Tharsys City Bobal, Utiel-Requena, Spain 2019 (£9.99, thegeneralwine.co.uk) Aligoté isn’t the only grape variety to show that it can achieve if only it’s given a chance. The reassessment of previously maligned varieties has been a feature of winemaking all over the world in the past few years. It’s a process that has been particularly prominent in areas that rushed to plant “noble” or “international” varieties such as Cabernet Sauvignon, Merlot and Syrah at the expense of their local stalwarts – and then realised that the international varieties weren’t anything like as suited to the local conditions. A great example of the phenomenon is the bobal variety of southeastern Spain. Despite being the second most widely planted red variety in the country (after tempranillo), it was almost never used to make quality wines, its name rarely seen on the label. Wines such as the good-value Tharsys City, with its red plummy tanginess and food-friendly nip of tannin and freshness, show that Bobal was a gem hiding in plain sight.

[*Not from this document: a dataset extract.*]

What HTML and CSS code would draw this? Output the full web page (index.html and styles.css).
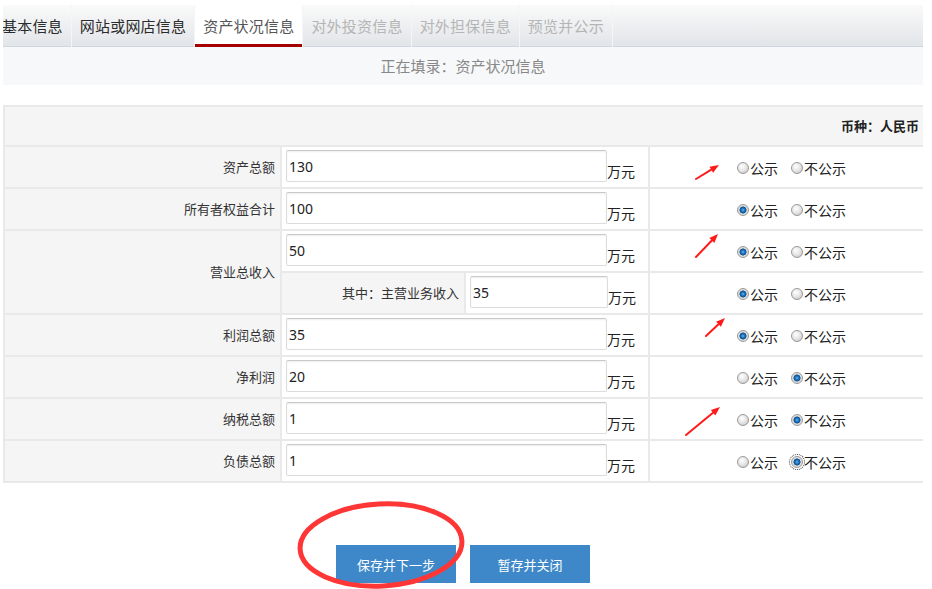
FILE: index.html
```html
<!DOCTYPE html>
<html lang="zh-CN">
<head>
<meta charset="utf-8">
<title>资产状况信息</title>
<link rel="stylesheet" href="styles.css">
</head>
<body>
<div class="page">
  <nav class="tabs">
    <div class="tab-list">
      <a class="tab done">基本信息</a>
      <a class="tab done">网站或网店信息</a>
      <a class="tab active">资产状况信息</a>
      <a class="tab disabled">对外投资信息</a>
      <a class="tab disabled">对外担保信息</a>
      <a class="tab disabled">预览并公示</a>
    </div>
  </nav>
  <div class="filling">正在填录：资产状况信息</div>

  <div class="sheet">
    <div class="cell head">币种：人民币</div>

    <div class="cell label">资产总额</div>
    <div class="cell value"><input class="field" value="130"><span class="unit">万元</span></div>
    <div class="cell opts">
      <label class="opt"><input type="radio" class="radio" name="r1">公示</label>
      <label class="opt"><input type="radio" class="radio" name="r1">不公示</label>
    </div>

    <div class="cell label">所有者权益合计</div>
    <div class="cell value"><input class="field" value="100"><span class="unit">万元</span></div>
    <div class="cell opts">
      <label class="opt"><input type="radio" class="radio" name="r2" checked>公示</label>
      <label class="opt"><input type="radio" class="radio" name="r2">不公示</label>
    </div>

    <div class="cell label tall">营业总收入</div>
    <div class="cell value"><input class="field" value="50"><span class="unit">万元</span></div>
    <div class="cell opts">
      <label class="opt"><input type="radio" class="radio" name="r3" checked>公示</label>
      <label class="opt"><input type="radio" class="radio" name="r3">不公示</label>
    </div>
    <div class="cell split">
      <div class="sublabel">其中：主营业务收入</div>
      <div class="subvalue"><input class="field short" value="35"><span class="unit">万元</span></div>
    </div>
    <div class="cell opts">
      <label class="opt"><input type="radio" class="radio" name="r4" checked>公示</label>
      <label class="opt"><input type="radio" class="radio" name="r4">不公示</label>
    </div>

    <div class="cell label">利润总额</div>
    <div class="cell value"><input class="field" value="35"><span class="unit">万元</span></div>
    <div class="cell opts">
      <label class="opt"><input type="radio" class="radio" name="r5" checked>公示</label>
      <label class="opt"><input type="radio" class="radio" name="r5">不公示</label>
    </div>

    <div class="cell label">净利润</div>
    <div class="cell value"><input class="field" value="20"><span class="unit">万元</span></div>
    <div class="cell opts">
      <label class="opt"><input type="radio" class="radio" name="r6">公示</label>
      <label class="opt"><input type="radio" class="radio" name="r6" checked>不公示</label>
    </div>

    <div class="cell label">纳税总额</div>
    <div class="cell value"><input class="field" value="1"><span class="unit">万元</span></div>
    <div class="cell opts">
      <label class="opt"><input type="radio" class="radio" name="r7">公示</label>
      <label class="opt"><input type="radio" class="radio" name="r7" checked>不公示</label>
    </div>

    <div class="cell label">负债总额</div>
    <div class="cell value"><input class="field" value="1"><span class="unit">万元</span></div>
    <div class="cell opts">
      <label class="opt"><input type="radio" class="radio" name="r8">公示</label>
      <label class="opt"><input type="radio" class="radio focused" name="r8" checked>不公示</label>
    </div>
  </div>

  <div class="actions">
    <button class="btn">保存并下一步</button>
    <button class="btn">暂存并关闭</button>
  </div>
</div>

<svg class="marks" width="932" height="589" viewBox="0 0 932 589">
  <g class="arrow">
    <line x1="696" y1="179" x2="711.3" y2="169.7"/>
    <polygon points="719,165 713.1,172.7 709.5,166.7"/>
    <line x1="696" y1="257" x2="711.8" y2="240.5"/>
    <polygon points="718,234 714.3,242.9 709.3,238.1"/>
    <line x1="706" y1="336" x2="718.5" y2="324.2"/>
    <polygon points="725,318 720.9,326.7 716.1,321.7"/>
    <line x1="686" y1="435" x2="713" y2="412.7"/>
    <polygon points="720,407 715.3,415.4 710.8,410"/>
  </g>
  <ellipse class="ring" cx="381" cy="545" rx="81" ry="41" transform="rotate(-3 381 545)"/>
</svg>
</body>
</html>
```

FILE: styles.css
```css
html, body {
  margin: 0;
  padding: 0;
  background: #fff;
}

body {
  font-family: "Noto Sans CJK SC", "Noto Sans", sans-serif;
  color: #333;
  overflow: hidden;
}

.page {
  width: 920px;
  margin-left: 3px;
  padding-top: 5px;
}

/* ---------- tabs ---------- */
.tabs {
  height: 42px;
  overflow: hidden;
  background: linear-gradient(#fafafa, #e1e4e8);
  box-shadow: inset 0 -1px 0 #cfd6df;
}

.tab-list {
  display: flex;
  height: 42px;
  margin-left: -9px;
}

.tab {
  display: block;
  padding: 0 8px;
  border-right: 1px solid #f4f5f7;
  font-size: 15px;
  letter-spacing: 0.2px;
  line-height: 42px;
  color: #2b2b2b;
  white-space: nowrap;
}

.tab.active {
  background: #fff;
  color: #555;
  box-shadow: inset 0 -3px 0 #a30000;
}

.tab.disabled {
  color: #b5b5b5;
}

.filling {
  height: 38px;
  line-height: 38px;
  background: #f7f8fa;
  color: #888;
  font-size: 15px;
  text-align: center;
  margin-bottom: 20px;
}

/* ---------- sheet ---------- */
.sheet {
  display: grid;
  grid-template-columns: 275px 366px 273px;
  grid-template-rows: 38px;
  grid-auto-rows: 40px;
  gap: 2px;
  padding: 2px 0 2px 2px;
  background: #e9e9e9;
}

.cell {
  background: #fff;
  display: flex;
}

.head {
  grid-column: 1 / -1;
  background: #f5f5f5;
  justify-content: flex-end;
  align-items: center;
  padding-right: 4px;
  font-size: 13px;
  font-weight: bold;
  color: #222;
  line-height: 20px;
}

.label {
  background: #f5f5f5;
  justify-content: flex-end;
  align-items: center;
  padding-right: 5px;
  font-size: 13px;
  line-height: 20px;
}

.label.tall {
  grid-row: span 2;
}

.value {
  align-items: flex-start;
  padding: 3px 0 0 4px;
}

.split {
  align-items: stretch;
}

.sublabel {
  width: 177px;
  flex: none;
  background: #f5f5f5;
  border-right: 2px solid #e9e9e9;
  display: flex;
  justify-content: flex-end;
  align-items: center;
  padding-right: 5px;
  font-size: 13px;
  line-height: 20px;
}

.subvalue {
  display: flex;
  align-items: flex-start;
  padding: 3px 0 0 4px;
}

.field {
  width: 321px;
  height: 32px;
  box-sizing: border-box;
  margin: 0;
  padding: 0 2px;
  border: 1px solid #dcdcdc;
  border-top-color: #c9c9c9;
  border-radius: 2px;
  box-shadow: inset 0 1px 2px rgba(0, 0, 0, 0.07);
  font-family: "Noto Sans", "Noto Sans CJK SC", sans-serif;
  font-size: 14px;
  color: #222;
  background: #fff;
}

.field.short {
  width: 138px;
}

.unit {
  margin-top: 11px;
  font-size: 14px;
  line-height: 20px;
  color: #222;
}

.opts {
  align-items: center;
  padding-left: 87px;
  padding-top: 1px;
}

.opt {
  display: flex;
  align-items: center;
  margin-right: 13px;
  font-size: 14px;
  line-height: 20px;
  color: #222;
}

.radio {
  -webkit-appearance: none;
  appearance: none;
  width: 12px;
  height: 12px;
  margin: 0 1px 0 0;
  box-sizing: border-box;
  border-radius: 50%;
  border: 1px solid #9a9a9a;
  background: radial-gradient(circle at 40% 35%, #ffffff 0, #e4e4e4 50%, #bdbdbd 100%);
}

.radio:checked {
  background: radial-gradient(circle at 50% 50%, #6cb8ee 0, #1f78c4 1.6px, #0f4f8c 3.2px, #d6d6d6 3.8px, #efefef 100%);
}

.radio.focused {
  outline: 1px dotted #333;
  outline-offset: 1px;
}

/* ---------- actions ---------- */
.actions {
  display: flex;
  justify-content: center;
  gap: 14px;
  margin-top: 62px;
}

.btn {
  width: 120px;
  height: 38px;
  border: none;
  background: #3e88c9;
  color: #fff;
  font-family: "Noto Sans CJK SC", sans-serif;
  font-size: 13px;
  padding: 0;
}

/* ---------- annotations ---------- */
.marks {
  position: absolute;
  left: 0;
  top: 0;
  pointer-events: none;
}

.arrow line {
  stroke: #ff1a1a;
  stroke-width: 2;
  stroke-linecap: round;
}

.arrow polygon {
  fill: #ff1a1a;
}

.ring {
  fill: none;
  stroke: #ff3636;
  stroke-width: 5;
}
```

J Bouchon País Salvaje White, Maule Valley, Chile 2019 (£18.95, southdowncellars.co.uk) A lot of the best modern Bobal is made by small producers working in very traditional ways, with some of them using the clay pots known as tinajas. Names to look out for include Bodegas Ponce, Berandía, and Gratias, while an original pioneer of the variety’s renaissance, Bodegas Mustiguillo, continues to make some of the best Bobal around from its high-altitude single vineyard. What links all these producers is access to old vines – many planted in the 1940s or before. Vine age isn’t a guarantee of quality – but a lot of the great wines being made in the world today are from very old vines. That’s certainly the case with another variety enjoying a reputational transformation: Chile’s red variety país, which is made as a funky dry white from the palest berries in a wild old plot cultivated by J Bouchon in the Maule Valley. Aged in tinaja, it’s superbly succulent with crunchy yellow plum and pear.